The museum wants to continue to educate and seek progress in the creation of a world free from prejudice, hatred and genocide.

“We are very excited to have so many people here today and yesterday. Behind the scenes, we’ve just really been working on continuing our presence in this digital world,” said Candles director Leah Simpson. “Continuing our mission of hope, heal, respect and responsibility.”

For their reopening, the museum presented visitors a new interactive exhibit highlighting twins that were used as science experiment during the Holocaust by Nazi’s, including Candles founded Eva Kor.

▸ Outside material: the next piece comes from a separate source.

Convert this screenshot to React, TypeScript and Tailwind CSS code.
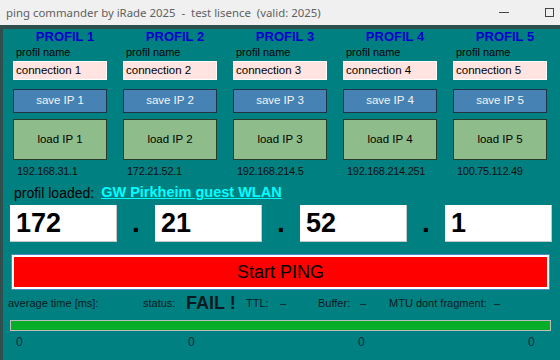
const profiles = [
  { n: 1, name: "connection 1", ip: "192.168.31.1" },
  { n: 2, name: "connection 2", ip: "172.21.52.1" },
  { n: 3, name: "connection 3", ip: "192.168.214.5" },
  { n: 4, name: "connection 4", ip: "192.168.214.251" },
  { n: 5, name: "connection 5", ip: "100.75.112.49" },
];

const octets = ["172", "21", "52", "1"];

function ProfileColumn({ n, name, ip }: { n: number; name: string; ip: string }) {
  return (
    <div className="flex w-[94px] flex-col">
      <div className="h-[15px] pl-[10px] text-center text-[13px] font-bold leading-[15px] text-[#0000cd]">
        PROFIL {n}
      </div>
      <div className="mt-[1px] h-[14px] pl-[3px] text-[11px] leading-[14px] text-black">profil name</div>
      <div className="mt-[2px] flex h-[19px] items-center border border-white bg-[#ffe4e1] pl-[2px] text-[11.5px] text-black">
        {name}
      </div>
      <div className="mt-[9px] flex h-[24px] items-center justify-center border border-[#1c3348] bg-[#4682b4] text-[11.5px] text-[#f4f4f4]">
        save IP {n}
      </div>
      <div className="mt-[6px] flex h-[41px] items-center justify-center border border-[#283a28] bg-[#8fbc8b] text-[11.5px] text-black">
        load IP {n}
      </div>
      <div className="mt-[4px] h-[14px] whitespace-nowrap pl-[4px] text-[11px] leading-[14px] tracking-[-0.3px] text-[#111]">
        {ip}
      </div>
    </div>
  );
}

export default function App() {
  return (
    <div className="flex h-[360px] w-[560px] flex-col overflow-hidden font-['Liberation_Sans',Arial,sans-serif]">
      <div className="flex h-[25px] shrink-0 items-center bg-[#f0f0f0] pl-[6px]">
        <span className="whitespace-pre font-['Noto_Sans',sans-serif] text-[11.4px] text-[#5f5f5f]">
          {"ping commander by iRade 2025  -  test lisence  (valid: 2025)"}
        </span>
        <span className="ml-auto mr-[36px] block h-px w-[10px] shrink-0 bg-[#444]" />
        <span className="mr-[6px] block h-[9px] w-[9px] shrink-0 border border-[#444]" />
      </div>
      <div className="flex flex-1 flex-col border-l-[3px] border-t-[4px] border-[#2f4f4f] bg-[#008080]">
        <div className="flex gap-[16px] pl-[10px]">
          {profiles.map((p) => (
            <ProfileColumn key={p.n} {...p} />
          ))}
        </div>

        <div className="mt-[7px] flex h-[16px] items-center gap-[7px] pl-[11px]">
          <span className="text-[14px] text-black">profil loaded:</span>
          <span className="text-[14.5px] font-bold text-[#00ffff] underline">GW Pirkheim guest WLAN</span>
        </div>

        <div className="mt-[3px] flex items-baseline pl-[7px]">
          {octets.map((o, i) => (
            <div key={i} className="flex items-baseline">
              <div className="h-[37px] w-[107px] border-b border-r border-[#c8c8c8] bg-white pl-[6px] text-[27px] font-bold leading-[37px] text-black">
                {o}
              </div>
              {i < 3 && (
                <span className="w-[38px] text-center text-[28px] font-bold leading-[37px] text-black">.</span>
              )}
            </div>
          ))}
        </div>

        <div className="ml-[9px] mt-[13px] flex h-[34px] w-[537px] items-center justify-center border-2 border-white bg-[#ff0000] text-[18px] text-black shadow-[0_0_0_1px_#4a8ccc]">
          Start PING
        </div>

        <div className="mt-[5px] flex h-[18px] items-center whitespace-nowrap pl-[5px] text-[11px] text-[#0b1a22]">
          <span className="w-[135px]">average time [ms]:</span>
          <span className="w-[43px]">status:</span>
          <span className="w-[60px] text-[18px] font-bold">FAIL !</span>
          <span className="w-[34px]">TTL:</span>
          <span className="w-[38px]">–</span>
          <span className="w-[42px]">Buffer:</span>
          <span className="w-[29px]">–</span>
          <span className="w-[105px]">MTU dont fragment:</span>
          <span>–</span>
        </div>

        <div className="ml-[7px] mt-[8px] h-[11px] w-[541px] border border-[#bdbdbd] bg-[#07ad27]" />

        <div className="mt-[2px] flex pl-[13px] text-[12px] text-[#0a2a3a]">
          <span className="w-[172px]">0</span>
          <span className="w-[170px]">0</span>
          <span className="w-[170px]">0</span>
          <span>0</span>
        </div>
      </div>
    </div>
  );
}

“At Candles, we are one of the only Holocaust museums to talk about the Mengele twins. What we’ve done is take in testimony from the USC Shoah foundation and broken those testimonies down,” said operations and facility coordinator Trent Andrews. “You can select a Mengele twin and you can listen to snippets of their stories.”

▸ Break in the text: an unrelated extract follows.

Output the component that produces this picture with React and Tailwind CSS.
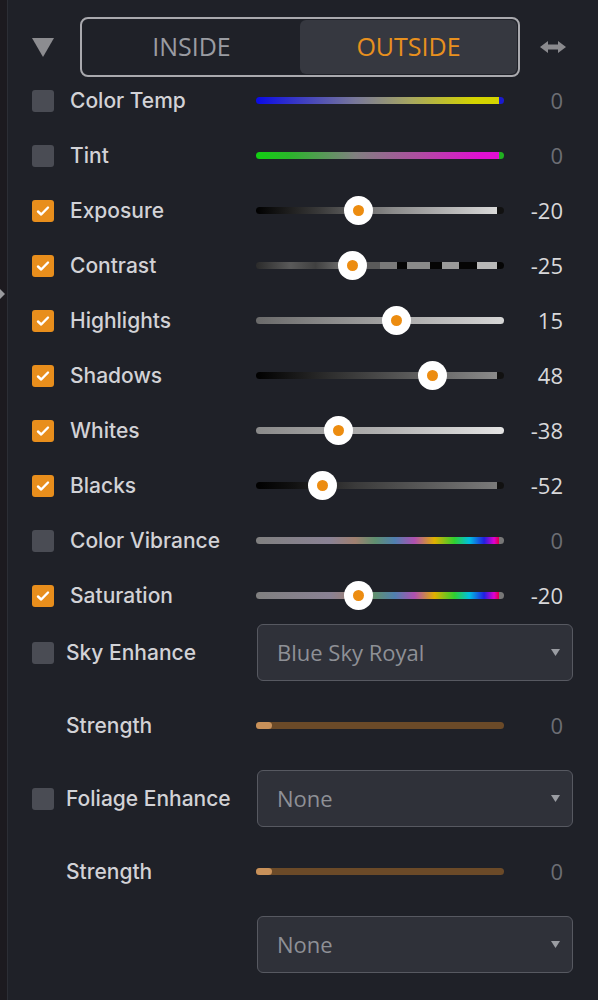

Candles believe Holocaust education is very important because “if we don’t learn about history, we’re doomed to repeat ourselves.”

“We feel it is very relevant and it is our mission to spread this information whether it is about forgiveness or healing from the past or whether it’s about really just learning about other cultures and how we are so similar,” said Simpson.

Through the museum and education center received a grant which will help them create a new “Humanities” exhibit that will be coming soon.